ACKNOWLEDGMENTS
There are many people who have provided inspiration and support during the writing of this book. My agent, Amy Rennert, was the first to see the potential of a book in my writings on sexuality and guided me through the proposal stage. I also had the good fortune to have had several excellent readers who helped me clarify my argument and refine my voice: Benji Hewitt, Dr. Vin Dunn, Carl “The Hammer” Sommers, Chris Bigelow, Larry B. D. McNeil, Denny Zeitlin, Renate Stendhal, Lillian Rubin, Kim Chernin, and Michael Lerner. Kim Chernin and Michael Lerner were particularly supportive in helping me overcome self-doubts about the value of my ideas and my ability to express them in a book-length form.
If these friends and colleagues helped me strengthen my argument, my amazing editor, Alison Owings, helped me strengthen my prose. She helped me become a better writer and did it with a gentle, honest, and humorous touch.
I was trained as a psychoanalyst and have been shaped by this tradition. Owen Renik and Robert Wallerstein are two analysts who mentored me and were role models of critical thinking and clinical integrity. In the area of sexuality, however, there are but a few psychoanalytic thinkers whose work has inspired my own. Robert Stoller, Ethel Spector Person, and Otto Kernberg are three who were important to me in this regard. Interestingly, the writer whose thinking about sex is most similar to my own and whose books have been a rich source of validation and inspiration to me is not a psychoanalyst at all. Nancy Friday has been writing about sex for over twenty-five years. Her collections of sexual fantasies are amazing sources of material for anyone interested in the meaning of sexual desire. Although I rarely quote her ideas directly, while reading her books I found myself repeatedly startled by how many of my own theoretical conclusions she had already anticipated.

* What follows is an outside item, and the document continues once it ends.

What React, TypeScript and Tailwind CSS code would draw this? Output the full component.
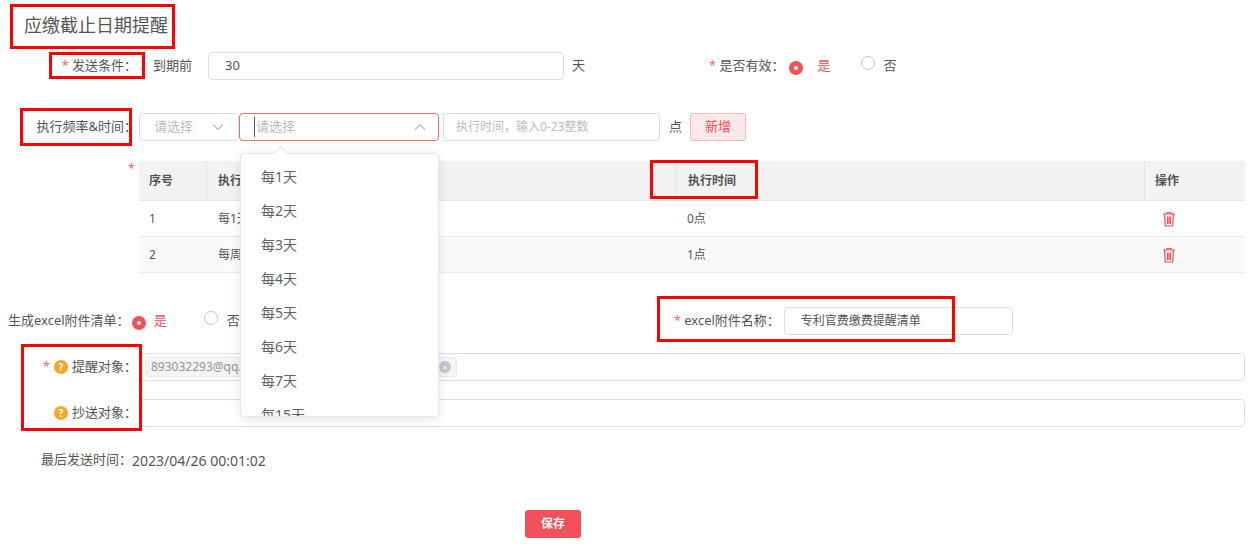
import React from "react";

const font = { fontFamily: '"Noto Sans", "Noto Sans CJK SC", sans-serif' };

function Radio({ on }: { on?: boolean }) {
  return on ? (
    <span className="inline-flex w-[14px] h-[14px] rounded-full bg-[#f0515a] items-center justify-center">
      <span className="w-[4px] h-[4px] rounded-full bg-white" />
    </span>
  ) : (
    <span className="inline-block w-[14px] h-[14px] rounded-full border border-[#c0c4cc] bg-white" />
  );
}

function Trash() {
  return (
    <svg width="14" height="16" viewBox="0 0 14 16" fill="none" stroke="#f0515a" strokeWidth="1.2">
      <path d="M1 3h12M5 3V1.5h4V3M2.5 3l.8 12h7.4l.8-12M5.5 5.5v7.5M7 5.5v7.5M8.5 5.5v7.5" />
    </svg>
  );
}

function Help() {
  return (
    <span className="inline-flex w-[14px] h-[14px] rounded-full bg-[#f5a623] text-white text-[10px] font-bold items-center justify-center leading-none">?</span>
  );
}

function Box({ c }: { c: string }) {
  return <div className={`absolute border-[3px] border-[#f00] pointer-events-none ${c}`} />;
}

export default function App() {
  const items = ["每1天", "每2天", "每3天", "每4天", "每5天", "每6天", "每7天", "每15天"];
  return (
    <div className="relative w-[1255px] h-[549px] bg-white text-[13px] text-[#555] overflow-hidden" style={font}>
      <div className="pl-[24px] pt-[12px] h-[52px] text-[18px] text-[#555]">应缴截止日期提醒</div>

      {/* row 1 */}
      <div className="flex items-center h-[28px]">
        <div className="w-[137px] text-right"><span className="text-[#f56c6c]">* </span>发送条件：</div>
        <span className="ml-[16px]">到期前</span>
        <div className="ml-[16px] w-[356px] h-[28px] border border-[#dcdfe6] rounded-[4px] flex items-center pl-[16px]">30</div>
        <span className="ml-[8px]">天</span>
        <span className="ml-[124px]"><span className="text-[#f56c6c]">* </span>是否有效：</span>
        <span className="ml-[4px]"><Radio on /></span>
        <span className="ml-[15px] text-[#f0515a]">是</span>
        <span className="ml-[30px]"><Radio /></span>
        <span className="ml-[9px]">否</span>
      </div>

      {/* row 2 */}
      <div className="flex items-center h-[28px] mt-[33px]">
        <div className="w-[137px] text-right">执行频率&amp;时间：</div>
        <div className="ml-[2px] w-[100px] h-[28px] border border-[#dcdfe6] rounded-[4px] flex items-center justify-between px-[14px] text-[#bbb]">
          <span>请选择</span>
          <svg width="12" height="8" viewBox="0 0 12 8" fill="none" stroke="#bbb" strokeWidth="1.2"><path d="M1 1.5l5 5 5-5" /></svg>
        </div>
        <div className="w-[200px] h-[28px] border border-[#f56c6c] rounded-[4px] flex items-center justify-between pl-[14px] pr-[12px] text-[#bbb]">
          <span className="border-l border-[#555] pl-[1px]">请选择</span>
          <svg width="12" height="8" viewBox="0 0 12 8" fill="none" stroke="#bbb" strokeWidth="1.2"><path d="M1 6.5l5-5 5 5" /></svg>
        </div>
        <div className="ml-[4px] w-[217px] h-[28px] border border-[#dcdfe6] rounded-[4px] flex items-center pl-[12px] text-[12px] text-[#bbb]">执行时间，输入0-23整数</div>
        <span className="ml-[9px]">点</span>
        <div className="ml-[8px] w-[56px] h-[28px] border border-[#f9b4b8] bg-[#fde8e9] rounded-[3px] flex items-center justify-center text-[#f0515a]">新增</div>
      </div>

      {/* table */}
      <div className="flex mt-[20px]">
        <div className="w-[139px] text-right pr-[4px] text-[#f56c6c] -mt-[2px]">*</div>
        <div className="w-[1106px] text-[12px]">
          <div className="flex h-[40px] bg-[#f2f2f2] font-bold text-[#555] items-center border-b border-[#e8e8e8]">
            <div className="w-[68px] pl-[10px] h-full flex items-center border-r border-[#e4e4e4]">序号</div>
            <div className="w-[468px] pl-[11px]">执行频率</div>
            <div className="w-[470px] pl-[12px] h-full flex items-center border-l border-r border-[#e4e4e4]">执行时间</div>
            <div className="pl-[10px]">操作</div>
          </div>
          {[["1", "每1天", "0点"], ["2", "每周一", "1点"]].map((r, i) => (
            <div key={i} className={`flex h-[36px] items-center border-b border-[#ececec] ${i ? "bg-[#fafafa]" : ""}`}>
              <div className="w-[68px] pl-[10px]">{r[0]}</div>
              <div className="w-[468px] pl-[11px]">{r[1]}</div>
              <div className="w-[470px] pl-[12px]">{r[2]}</div>
              <div className="pl-[17px]"><Trash /></div>
            </div>
          ))}
        </div>
      </div>

      {/* excel row */}
      <div className="flex items-center h-[28px] mt-[34px]">
        <span className="ml-[8px]">生成excel附件清单：</span>
        <span className="ml-[2px]"><Radio on /></span>
        <span className="ml-[8px] text-[#f0515a]">是</span>
        <span className="ml-[37px]"><Radio /></span>
        <span className="ml-[9px]">否</span>
        <span className="ml-[434px]"><span className="text-[#f56c6c]">* </span>excel附件名称：</span>
        <div className="ml-[4px] w-[229px] h-[28px] border border-[#dcdfe6] rounded-[4px] flex items-center pl-[16px] text-[12px]">专利官费缴费提醒清单</div>
      </div>

      {/* 提醒对象 */}
      <div className="flex items-center h-[28px] mt-[18px]">
        <div className="w-[137px] flex items-center justify-end gap-[4px]">
          <span className="text-[#f56c6c]">*</span><Help /><span>提醒对象：</span>
        </div>
        <div className="ml-[2px] w-[1106px] h-[28px] border border-[#dcdfe6] rounded-[4px] flex items-center pl-[5px]">
          <div className="w-[312px] h-[20px] bg-[#f4f4f5] border border-[#e9e9eb] rounded-[3px] flex items-center justify-between px-[5px] text-[12px] text-[#909399]">
            <span>893032293@qq.com</span>
            <span className="w-[12px] h-[12px] rounded-full bg-[#c0c4cc] text-white text-[9px] flex items-center justify-center leading-none">×</span>
          </div>
        </div>
      </div>
      <div className="flex items-center h-[28px] mt-[18px]">
        <div className="w-[137px] flex items-center justify-end gap-[4px]">
          <Help /><span>抄送对象：</span>
        </div>
        <div className="ml-[2px] w-[1106px] h-[28px] border border-[#dcdfe6] rounded-[4px]" />
      </div>

      <div className="flex items-center mt-[23px] h-[20px] text-[14px]">
        <span className="ml-[41px] text-[13px]">最后发送时间：</span>
        <span>2023/04/26 00:01:02</span>
      </div>

      <div className="mt-[40px] ml-[525px] w-[56px] h-[28px] bg-[#f0515a] rounded-[3px] text-white font-bold text-[12px] flex items-center justify-center">保存</div>

      {/* dropdown */}
      <div className="absolute left-[240px] top-[153px] w-[199px] h-[264px] bg-white border border-[#e4e7ed] rounded-[4px] shadow-[0_2px_12px_rgba(0,0,0,0.1)] overflow-hidden text-[14px] text-[#606266]">
        <div className="pt-[5px]">
          {items.map((t, i) => (
            <div key={i} className="h-[34px] flex items-center pl-[20px]">{t}</div>
          ))}
        </div>
      </div>
      <div className="absolute left-[276px] top-[148px] w-[10px] h-[10px] bg-white border-l border-t border-[#e4e7ed] rotate-45" />

      {/* annotations */}
      <Box c="left-[10px] top-[4px] w-[165px] h-[45px]" />
      <Box c="left-[49px] top-[52px] w-[96px] h-[27px]" />
      <Box c="left-[20px] top-[108px] w-[112px] h-[38px]" />
      <Box c="left-[650px] top-[160px] w-[108px] h-[39px]" />
      <Box c="left-[657px] top-[296px] w-[298px] h-[46px]" />
      <Box c="left-[21px] top-[344px] w-[121px] h-[87px]" />
    </div>
  );
}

Closer to home, my exposure to what is called “Control-Mastery” theory, a theory of the mind and psychotherapy first developed by the psychoanalyst Joseph Weiss and empirically tested by Weiss and Harold Sampson, has been the primary theoretical soil in which my ideas have grown. Hal Sampson, a teacher of mine for over twenty-five years, has been a nurturing mentor whose constant support has been what psychoanalysts call a “corrective emotional experience,” counteracting my harsh internal critic time and time again. Most of all, however, it has been my twelve-year association with Joe Weiss—mentor, confidant, supervisor, and role model—that is primarily responsible for this book. Not only are my ideas about sexuality an extension of Joe’s highly original theory of the mind, but he has tirelessly fostered my intellectual and emotional growth in areas unrelated to this particular project about sexuality.

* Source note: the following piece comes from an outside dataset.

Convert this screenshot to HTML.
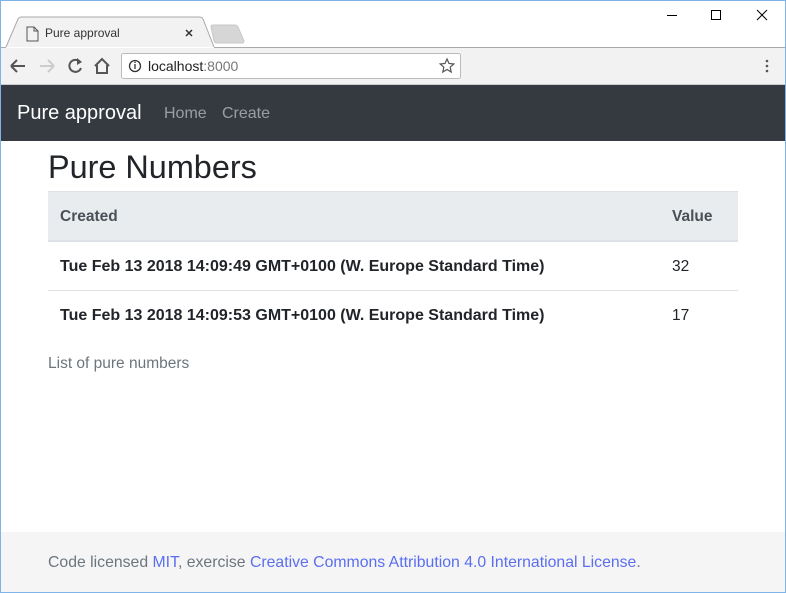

Finally, I want to thank my wife, Margot Duxler. She not only edited and critiqued the content of this book, but has been there as my emotional anchor and my continual inspiration. Although friends tease me that Margot’s contribution to my ideas about sexuality transcends the theoretical, I suppose that they are ultimately right. Margot has been the source of my passion for life in every area. This book is both about passion and a product of it. For that, I owe her my undying gratitude.